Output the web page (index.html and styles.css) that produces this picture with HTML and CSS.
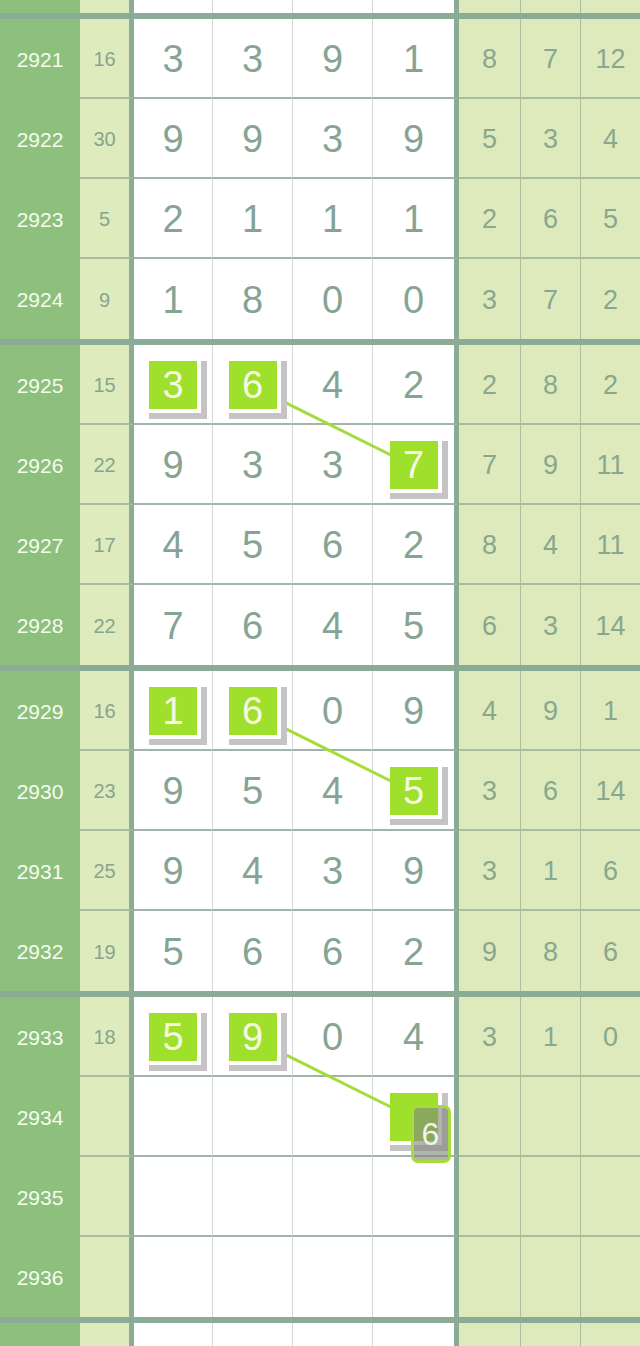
FILE: index.html
```html
<!DOCTYPE html>
<html lang="zh">
<head>
    <meta charset="UTF-8">
    <meta name="viewport" content="width=device-width, initial-scale=1.0">
    <title>走势图</title>
    <link rel="stylesheet" href="styles.css">
</head>
<body>
<div class="chart">

    <!-- 上一组の最後の行（下端だけ見える） -->
    <div class="row cut">
        <div class="c-qi"></div><div class="c-he"></div>
        <div class="c-d"></div><div class="c-d"></div><div class="c-d"></div><div class="c-d last"></div>
        <div class="c-r"></div><div class="c-r"></div><div class="c-r"></div>
    </div>

    <!-- 2921 - 2924 -->
    <div class="group">
        <div class="row">
            <div class="c-qi">2921</div><div class="c-he">16</div>
            <div class="c-d">3</div><div class="c-d">3</div><div class="c-d">9</div><div class="c-d last">1</div>
            <div class="c-r">8</div><div class="c-r">7</div><div class="c-r">12</div>
        </div>
        <div class="row">
            <div class="c-qi">2922</div><div class="c-he">30</div>
            <div class="c-d">9</div><div class="c-d">9</div><div class="c-d">3</div><div class="c-d last">9</div>
            <div class="c-r">5</div><div class="c-r">3</div><div class="c-r">4</div>
        </div>
        <div class="row">
            <div class="c-qi">2923</div><div class="c-he">5</div>
            <div class="c-d">2</div><div class="c-d">1</div><div class="c-d">1</div><div class="c-d last">1</div>
            <div class="c-r">2</div><div class="c-r">6</div><div class="c-r">5</div>
        </div>
        <div class="row">
            <div class="c-qi">2924</div><div class="c-he">9</div>
            <div class="c-d">1</div><div class="c-d">8</div><div class="c-d">0</div><div class="c-d last">0</div>
            <div class="c-r">3</div><div class="c-r">7</div><div class="c-r">2</div>
        </div>
    </div>

    <!-- 2925 - 2928 -->
    <div class="group">
        <svg class="links" width="640" height="320">
            <line x1="252" y1="41" x2="413" y2="121" />
        </svg>
        <div class="row">
            <div class="c-qi">2925</div><div class="c-he">15</div>
            <div class="c-d"><span class="ball">3</span></div><div class="c-d"><span class="ball">6</span></div><div class="c-d">4</div><div class="c-d last">2</div>
            <div class="c-r">2</div><div class="c-r">8</div><div class="c-r">2</div>
        </div>
        <div class="row">
            <div class="c-qi">2926</div><div class="c-he">22</div>
            <div class="c-d">9</div><div class="c-d">3</div><div class="c-d">3</div><div class="c-d last"><span class="ball">7</span></div>
            <div class="c-r">7</div><div class="c-r">9</div><div class="c-r">11</div>
        </div>
        <div class="row">
            <div class="c-qi">2927</div><div class="c-he">17</div>
            <div class="c-d">4</div><div class="c-d">5</div><div class="c-d">6</div><div class="c-d last">2</div>
            <div class="c-r">8</div><div class="c-r">4</div><div class="c-r">11</div>
        </div>
        <div class="row">
            <div class="c-qi">2928</div><div class="c-he">22</div>
            <div class="c-d">7</div><div class="c-d">6</div><div class="c-d">4</div><div class="c-d last">5</div>
            <div class="c-r">6</div><div class="c-r">3</div><div class="c-r">14</div>
        </div>
    </div>

    <!-- 2929 - 2932 -->
    <div class="group">
        <svg class="links" width="640" height="320">
            <line x1="252" y1="41" x2="413" y2="121" />
        </svg>
        <div class="row">
            <div class="c-qi">2929</div><div class="c-he">16</div>
            <div class="c-d"><span class="ball">1</span></div><div class="c-d"><span class="ball">6</span></div><div class="c-d">0</div><div class="c-d last">9</div>
            <div class="c-r">4</div><div class="c-r">9</div><div class="c-r">1</div>
        </div>
        <div class="row">
            <div class="c-qi">2930</div><div class="c-he">23</div>
            <div class="c-d">9</div><div class="c-d">5</div><div class="c-d">4</div><div class="c-d last"><span class="ball">5</span></div>
            <div class="c-r">3</div><div class="c-r">6</div><div class="c-r">14</div>
        </div>
        <div class="row">
            <div class="c-qi">2931</div><div class="c-he">25</div>
            <div class="c-d">9</div><div class="c-d">4</div><div class="c-d">3</div><div class="c-d last">9</div>
            <div class="c-r">3</div><div class="c-r">1</div><div class="c-r">6</div>
        </div>
        <div class="row">
            <div class="c-qi">2932</div><div class="c-he">19</div>
            <div class="c-d">5</div><div class="c-d">6</div><div class="c-d">6</div><div class="c-d last">2</div>
            <div class="c-r">9</div><div class="c-r">8</div><div class="c-r">6</div>
        </div>
    </div>

    <!-- 2933 - 2936 -->
    <div class="group">
        <svg class="links" width="640" height="320">
            <line x1="252" y1="41" x2="413" y2="121" />
        </svg>
        <div class="row">
            <div class="c-qi">2933</div><div class="c-he">18</div>
            <div class="c-d"><span class="ball">5</span></div><div class="c-d"><span class="ball">9</span></div><div class="c-d">0</div><div class="c-d last">4</div>
            <div class="c-r">3</div><div class="c-r">1</div><div class="c-r">0</div>
        </div>
        <div class="row">
            <div class="c-qi">2934</div><div class="c-he"></div>
            <div class="c-d"></div><div class="c-d"></div><div class="c-d"></div>
            <div class="c-d last"><span class="ball"><span class="guess">6</span></span></div>
            <div class="c-r"></div><div class="c-r"></div><div class="c-r"></div>
        </div>
        <div class="row">
            <div class="c-qi">2935</div><div class="c-he"></div>
            <div class="c-d"></div><div class="c-d"></div><div class="c-d"></div><div class="c-d last"></div>
            <div class="c-r"></div><div class="c-r"></div><div class="c-r"></div>
        </div>
        <div class="row">
            <div class="c-qi">2936</div><div class="c-he"></div>
            <div class="c-d"></div><div class="c-d"></div><div class="c-d"></div><div class="c-d last"></div>
            <div class="c-r"></div><div class="c-r"></div><div class="c-r"></div>
        </div>
    </div>

    <!-- 次のグループ（上端だけ見える） -->
    <div class="group">
        <div class="row cut end">
            <div class="c-qi"></div><div class="c-he"></div>
            <div class="c-d"></div><div class="c-d"></div><div class="c-d"></div><div class="c-d last"></div>
            <div class="c-r"></div><div class="c-r"></div><div class="c-r"></div>
        </div>
    </div>

</div>
</body>
</html>
```

FILE: styles.css
```css
/* ページ全体 */
body {
    margin: 0;
    background-color: #ffffff;
    font-family: "Liberation Sans", Arial, "Noto Sans CJK SC", sans-serif;
}

.chart {
    width: 640px;
}

/* 4行ごとのグループ（上に太い線） */
.group {
    position: relative;
    border-top: 6px solid #8aab96;
}

.row {
    display: grid;
    grid-template-columns: 80px 54px 78px 80px 80px 87px 61px 60px 60px;
    height: 80px;
}

.row.cut {
    height: 13px;
}

.row.cut.end {
    height: 23px;
}

.row > div {
    box-sizing: border-box;
    display: flex;
    align-items: center;
    justify-content: center;
    padding-top: 2px;
}

/* 期号 */
.c-qi {
    background-color: #8cc07c;
    color: #f6faef;
    font-size: 21px;
}

/* 和値 */
.c-he {
    background-color: #deebbd;
    color: #87a48f;
    font-size: 20px;
    border-right: 5px solid #8aab96;
}

/* 開奖号码 */
.c-d {
    background-color: #ffffff;
    color: #86a494;
    font-size: 38px;
}

.c-d + .c-d {
    border-left: 1px solid #d3d7d5;
}

.c-d.last {
    border-right: 5px solid #8aab96;
}

/* 右側の分布 */
.c-r {
    background-color: #dfeabc;
    color: #88a78f;
    font-size: 27px;
}

.c-r + .c-r {
    border-left: 1px solid #a9c09f;
}

/* 行の区切り線 */
.group .row:not(:last-of-type) .c-he,
.group .row:not(:last-of-type) .c-r {
    border-bottom: 2px solid #a6bd9f;
}

.group .row:not(:last-of-type) .c-d {
    border-bottom: 2px solid #a2b4a9;
}

/* 連線 */
.links {
    position: absolute;
    top: 0;
    left: 0;
    z-index: 1;
    pointer-events: none;
}

.links line {
    stroke: #a5dc3a;
    stroke-width: 3;
}

/* 当たり番号 */
.ball {
    position: relative;
    z-index: 2;
    width: 48px;
    height: 48px;
    line-height: 48px;
    text-align: center;
    background-color: #9ee02b;
    color: #f6f8e2;
    box-shadow: 2px 2px 0 2px #ffffff, 5px 5px 0 5px #c4c4c4;
}

.guess {
    position: absolute;
    left: 21px;
    top: 12px;
    width: 40px;
    height: 58px;
    box-sizing: border-box;
    border: 3px solid #a8dc3c;
    border-radius: 7px;
    background-color: rgba(128, 134, 122, 0.62);
    color: #f2f2f2;
    font-size: 32px;
    line-height: 52px;
    text-align: center;
}
```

GIVEN INSTRUCTION: State how many lines of the listing include "index", and nothing more.

TASK RESPONSE: 4